I am happy to report that at least one or two of these teas do not fall in with the rest of the sampler pack's miserable crowd. Behold, the diamond in the rough - Stash's Wild Raspberry Tea! A stolid commitment to sugar and spice with every sip, using the Raspberry as a cheap puppet in the name of natural goodness. Let’s get into the details.

A fair 4 minute steep produces a deep rose and purple colored brew. With all these tisanes turning out so murky I suspect I’m using too much tea, too much time or too little water, but according to the manufacturer’s instructions everything where it needs to be. So, I will accept that my tea looks like a shade of haunted pomegranate juice and be done with it.

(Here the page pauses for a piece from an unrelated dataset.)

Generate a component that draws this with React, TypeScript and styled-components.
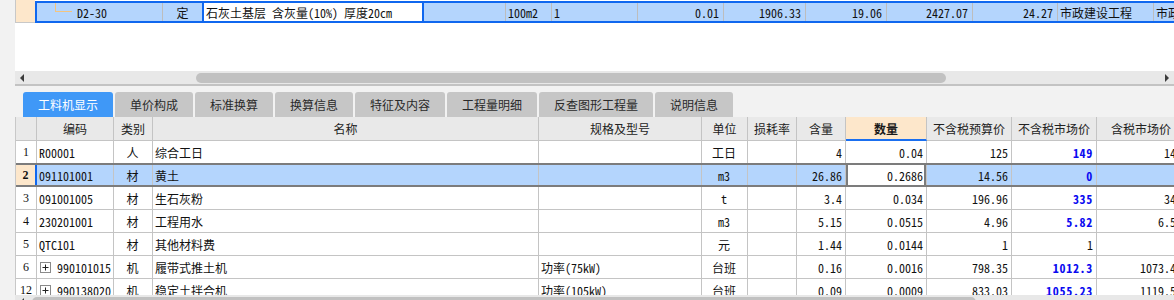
import React from 'react';
import styled, { createGlobalStyle, css } from 'styled-components';

const MONO = `"Noto Sans Mono CJK SC", "Liberation Mono", "Noto Sans CJK SC", monospace`;
const CJK = `"Noto Sans CJK SC", "Noto Sans", sans-serif`;
const SERIF = `"Liberation Serif", "Noto Sans CJK SC", serif`;

const GlobalStyle = createGlobalStyle`
  html, body { margin: 0; padding: 0; background: #f2f2f2; }
  body { width: 1174px; height: 300px; overflow: hidden; font-family: ${CJK}; }
  *, *::before, *::after { box-sizing: border-box; }
`;

const Page = styled.div`
  height: 300px;
  padding-left: 15px;
  display: flex;
  flex-direction: column;
  overflow: hidden;
`;

/* ---------- upper entry panel ---------- */
const TopPanel = styled.div`
  flex: none;
  height: 86px;
  background: #fff;
  border-bottom: 2px solid #c3c3c3;
  display: flex;
  flex-direction: column;
  justify-content: space-between;
`;

const EntryRow = styled.div`
  display: flex;
  height: 23px;
  overflow: hidden;
`;

const EntryHead = styled.div`
  flex: none;
  width: 20px;
  background: #fde7cb;
  border-left: 1px solid #c8c8c8;
  border-bottom: 1px solid #c8c8c8;
`;

const EntryBand = styled.div`
  flex: none;
  display: flex;
  margin-top: 1px;
  height: 22px;
  border: 2px solid #0f67ef;
  border-right: none;
  background: #b4d5fd;
`;

type Align = 'left' | 'center' | 'right';

const justify = (a?: Align) =>
  a === 'right' ? 'flex-end' : a === 'center' ? 'center' : 'flex-start';

const EntryCell = styled.div<{ $w: number; $align?: Align; $edit?: boolean; $noLine?: boolean; $indent?: number }>`
  flex: none;
  width: ${(p) => p.$w}px;
  height: 100%;
  display: flex;
  align-items: center;
  justify-content: ${(p) => justify(p.$align)};
  padding: 0 ${(p) => (p.$align === 'right' ? 4 : 2)}px 0 ${(p) => p.$indent ?? 2}px;
  border-right: 1px solid #bdbdbd;
  font: 12px ${MONO};
  color: #111;
  white-space: nowrap;
  overflow: hidden;
  ${(p) => p.$noLine && css`border-right: none;`}
  ${(p) =>
    p.$edit &&
    css`
      background: #fff;
      border-left: 2px solid #0f67ef;
      border-right: 2px solid #0f67ef;
    `}
`;

const TreeElbow = styled.span`
  flex: none;
  align-self: flex-start;
  width: 17px;
  height: 9px;
  margin-right: 5px;
  border-left: 1px solid #f4c47e;
  border-bottom: 1px solid #f4c47e;
`;

/* ---------- scrollbars ---------- */
const HScroll = styled.div`
  flex: none;
  height: 13px;
  background: #e8e8e8;
  display: flex;
  align-items: center;
`;

const ArrowLeft = styled.span`
  flex: none;
  margin-left: 5px;
  width: 0;
  height: 0;
  border-top: 4px solid transparent;
  border-bottom: 4px solid transparent;
  border-right: 4px solid #3c3c3c;
`;

const ArrowRight = styled.span`
  flex: none;
  margin-left: auto;
  margin-right: 5px;
  width: 0;
  height: 0;
  border-top: 4px solid transparent;
  border-bottom: 4px solid transparent;
  border-left: 4px solid #3c3c3c;
`;

const Thumb = styled.span`
  flex: none;
  height: 10px;
  border-radius: 5px;
  background: #c1c1c1;
`;

/* ---------- tabs ---------- */
const TabBar = styled.div`
  flex: none;
  height: 31px;
  display: flex;
  align-items: flex-end;
  gap: 2px;
  padding-left: 8px;
`;

const Tab = styled.div<{ $active?: boolean }>`
  height: 25px;
  padding: 0 15px;
  border-radius: 3px 3px 0 0;
  background: ${(p) => (p.$active ? '#3f98f7' : '#c6c6c6')};
  color: ${(p) => (p.$active ? '#fff' : '#2a2a2a')};
  font: 12px/25px ${CJK};
  white-space: nowrap;
`;

/* ---------- grid ---------- */
const COLS = [21, 77, 39, 386, 163, 46, 49, 49, 81, 85, 85, 89];

const Grid = styled.div`
  flex: none;
  height: 178px;
  background: #fff;
  border-left: 1px solid #c8c8c8;
  overflow: hidden;
  display: flex;
  flex-direction: column;
`;

const RowBase = styled.div`
  flex: none;
  display: grid;
  grid-template-columns: ${COLS.map((w) => `${w}px`).join(' ')};
  width: max-content;
`;

const HeaderRow = styled(RowBase)`
  height: 24px;
`;

const HeaderCell = styled.div<{ $hot?: boolean }>`
  display: flex;
  align-items: center;
  justify-content: center;
  background: #e9e9e9;
  border-right: 1px solid #c4c4c4;
  border-bottom: 1px solid #c4c4c4;
  font: 12px ${CJK};
  color: #222;
  white-space: nowrap;
  overflow: hidden;
  ${(p) =>
    p.$hot &&
    css`
      background: #fde7cb;
      font-weight: 700;
      color: #1a1a1a;
      border-bottom: 2px solid #1a6ff0;
    `}
`;

const DataRow = styled(RowBase)<{ $selected?: boolean }>`
  height: 23px;
  ${(p) =>
    p.$selected &&
    css`
      height: 24px;
      margin-top: -1px;
      background: #b4d5fd;
      border-top: 2px solid #7c7c7c;
      border-bottom: 2px solid #7c7c7c;
    `}
`;

const Cell = styled.div<{ $align?: Align; $selected?: boolean }>`
  display: flex;
  align-items: center;
  justify-content: ${(p) => justify(p.$align)};
  padding: 0 3px 0 2px;
  border-right: 1px solid #c4c4c4;
  border-bottom: ${(p) => (p.$selected ? 'none' : '1px solid #c4c4c4')};
  font: 12px ${MONO};
  color: #111;
  white-space: nowrap;
  overflow: hidden;
`;

const NoCell = styled(Cell)`
  justify-content: center;
  padding: 0;
  font: 12px ${SERIF};
  ${(p) =>
    p.$selected &&
    css`
      background: #fde7cb;
      font-weight: 700;
      border-right: 2px solid #1168ef;
    `}
`;

const QtyCell = styled(Cell)`
  ${(p) =>
    p.$selected &&
    css`
      background: #fff;
      box-shadow: inset 2px 0 0 #7c7c7c, inset -2px 0 0 #7c7c7c;
    `}
`;

const PriceText = styled.span<{ $hot?: boolean }>`
  ${(p) =>
    p.$hot &&
    css`
      color: #0a0af0;
      font-weight: 700;
      letter-spacing: 0.7px;
    `}
`;

const ExpandBox = styled.svg`
  flex: none;
  margin: 0 6px 0 1px;
`;

const BottomScroll = styled(HScroll)``;

type Item = {
  no: string;
  code: string;
  expand?: boolean;
  type: string;
  name: string;
  spec: string;
  unit: string;
  loss: string;
  content: string;
  qty: string;
  budget: string;
  market: string;
  hot: boolean;
  tax: string;
  selected?: boolean;
};

const ITEMS: Item[] = [
  { no: '1', code: 'R00001', type: '人', name: '综合工日', spec: '', unit: '工日', loss: '', content: '4', qty: '0.04', budget: '125', market: '149', hot: true, tax: '149' },
  { no: '2', code: '091101001', type: '材', name: '黄土', spec: '', unit: 'm3', loss: '', content: '26.86', qty: '0.2686', budget: '14.56', market: '0', hot: true, tax: '', selected: true },
  { no: '3', code: '091001005', type: '材', name: '生石灰粉', spec: '', unit: 't', loss: '', content: '3.4', qty: '0.034', budget: '196.96', market: '335', hot: true, tax: '345' },
  { no: '4', code: '230201001', type: '材', name: '工程用水', spec: '', unit: 'm3', loss: '', content: '5.15', qty: '0.0515', budget: '4.96', market: '5.82', hot: true, tax: '6.58' },
  { no: '5', code: 'QTC101', type: '材', name: '其他材料费', spec: '', unit: '元', loss: '', content: '1.44', qty: '0.0144', budget: '1', market: '1', hot: false, tax: '' },
  { no: '6', code: '990101015', expand: true, type: '机', name: '履带式推土机', spec: '功率(75kW)', unit: '台班', loss: '', content: '0.16', qty: '0.0016', budget: '798.35', market: '1012.3', hot: true, tax: '1073.48' },
  { no: '12', code: '990138020', expand: true, type: '机', name: '稳定土拌合机', spec: '功率(105kW)', unit: '台班', loss: '', content: '0.09', qty: '0.0009', budget: '833.03', market: '1055.23', hot: true, tax: '1119.56' },
];

const HEADERS = ['', '编码', '类别', '名称', '规格及型号', '单位', '损耗率', '含量', '数量', '不含税预算价', '不含税市场价', '含税市场价'];

const TABS = ['工料机显示', '单价构成', '标准换算', '换算信息', '特征及内容', '工程量明细', '反查图形工程量', '说明信息'];

const PlusBox = () => (
  <ExpandBox width="11" height="11" viewBox="0 0 11 11">
    <rect x="0.5" y="0.5" width="10" height="10" fill="#fff" stroke="#8a8a8a" />
    <path d="M2.5 5.5h6M5.5 2.5v6" stroke="#222" strokeWidth="1" />
  </ExpandBox>
);

export default function App() {
  return (
    <>
      <GlobalStyle />
      <Page>
        <TopPanel>
          <EntryRow>
            <EntryHead />
            <EntryBand>
              <EntryCell $w={126} $indent={18}>
                <TreeElbow />
                D2-30
              </EntryCell>
              <EntryCell $w={39} $align="center" $noLine>定</EntryCell>
              <EntryCell $w={222} $edit>石灰土基层 含灰量(10%) 厚度20cm</EntryCell>
              <EntryCell $w={82} />
              <EntryCell $w={46}>100m2</EntryCell>
              <EntryCell $w={86}>1</EntryCell>
              <EntryCell $w={86} $align="right">0.01</EntryCell>
              <EntryCell $w={82} $align="right">1906.33</EntryCell>
              <EntryCell $w={81} $align="right">19.06</EntryCell>
              <EntryCell $w={86} $align="right">2427.07</EntryCell>
              <EntryCell $w={85} $align="right">24.27</EntryCell>
              <EntryCell $w={96}>市政建设工程</EntryCell>
              <EntryCell $w={120}>市政建设工程</EntryCell>
            </EntryBand>
          </EntryRow>
          <HScroll>
            <ArrowLeft />
            <Thumb style={{ marginLeft: 172, width: 750 }} />
            <ArrowRight />
          </HScroll>
        </TopPanel>

        <TabBar>
          {TABS.map((t, i) => (
            <Tab key={t} $active={i === 0}>
              {t}
            </Tab>
          ))}
        </TabBar>

        <Grid>
          <HeaderRow>
            {HEADERS.map((h, i) => (
              <HeaderCell key={i} $hot={h === '数量'}>
                {h}
              </HeaderCell>
            ))}
          </HeaderRow>
          {ITEMS.map((r) => {
            const s = r.selected;
            return (
              <DataRow key={r.no} $selected={s}>
                <NoCell $selected={s}>{r.no}</NoCell>
                <Cell $selected={s}>
                  {r.expand && <PlusBox />}
                  {r.code}
                </Cell>
                <Cell $selected={s} $align="center">{r.type}</Cell>
                <Cell $selected={s}>{r.name}</Cell>
                <Cell $selected={s}>{r.spec}</Cell>
                <Cell $selected={s} $align="center">{r.unit}</Cell>
                <Cell $selected={s} $align="right">{r.loss}</Cell>
                <Cell $selected={s} $align="right">{r.content}</Cell>
                <QtyCell $selected={s} $align="right">{r.qty}</QtyCell>
                <Cell $selected={s} $align="right">{r.budget}</Cell>
                <Cell $selected={s} $align="right">
                  <PriceText $hot={r.hot}>{r.market}</PriceText>
                </Cell>
                <Cell $selected={s} $align="right">{r.tax}</Cell>
              </DataRow>
            );
          })}
        </Grid>

        <BottomScroll>
          <ArrowLeft />
          <Thumb style={{ marginLeft: 8, width: 944 }} />
        </BottomScroll>
      </Page>
    </>
  );
}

The aroma is predictably sweet, but less predictably floral. And like the Stash’s blueberry tea has a janitorial edge. The fragrance is closely related to cheap bath soaps and the invasive cloud of scents from upscale mall candle stores; altogether unpleasant but tolerable. It’s the kind of smell one associates with open houses, unused guest bathrooms and surplus economy spending. Why stop buying at the necessities? Pick up a few charming ocean spray and citrus bath balls too and throw fiscal management to the wind. Yes, these are the memories evoked by Stash’s Wild Raspberry tea. A shame, too, since actual raspberries don’t seem to factor in. Perhaps, maybe, with the sensitivity million dollar German made scientific instruments, you can pick up the faintest peep of raspberry flavor. But it’s too small to really notice without disciplined focus. Does Stash deserve disciplined focus? No, so don't go straining any cranial veins in a quest to discover a deeper Raspberry flavor that isn't there.
Otherwise there is a tinny sweetness to it, some artificial raspberry syrup a la snow cone and an edible soapiness. If your average consumer was told that this wasn't so much a raspberry tisane as it was a brand new and curiously flavored sweet drink it would be far more accurate. I don't consider this tea. Maybe a sugar shot, maybe an "elixir" but not a tea. Like the Stash Blueberry tea this is very appropriate for the evening hours where an appreciatively delicious cup of Pouchong will come with late night insomnia and a following day of miserable work. If a hot beverage is needed to couple with a good read then maybe this is the tea to fill the order. The flip side to the sampler pack is, once you've found the tea you kinda like, there's no more of it left.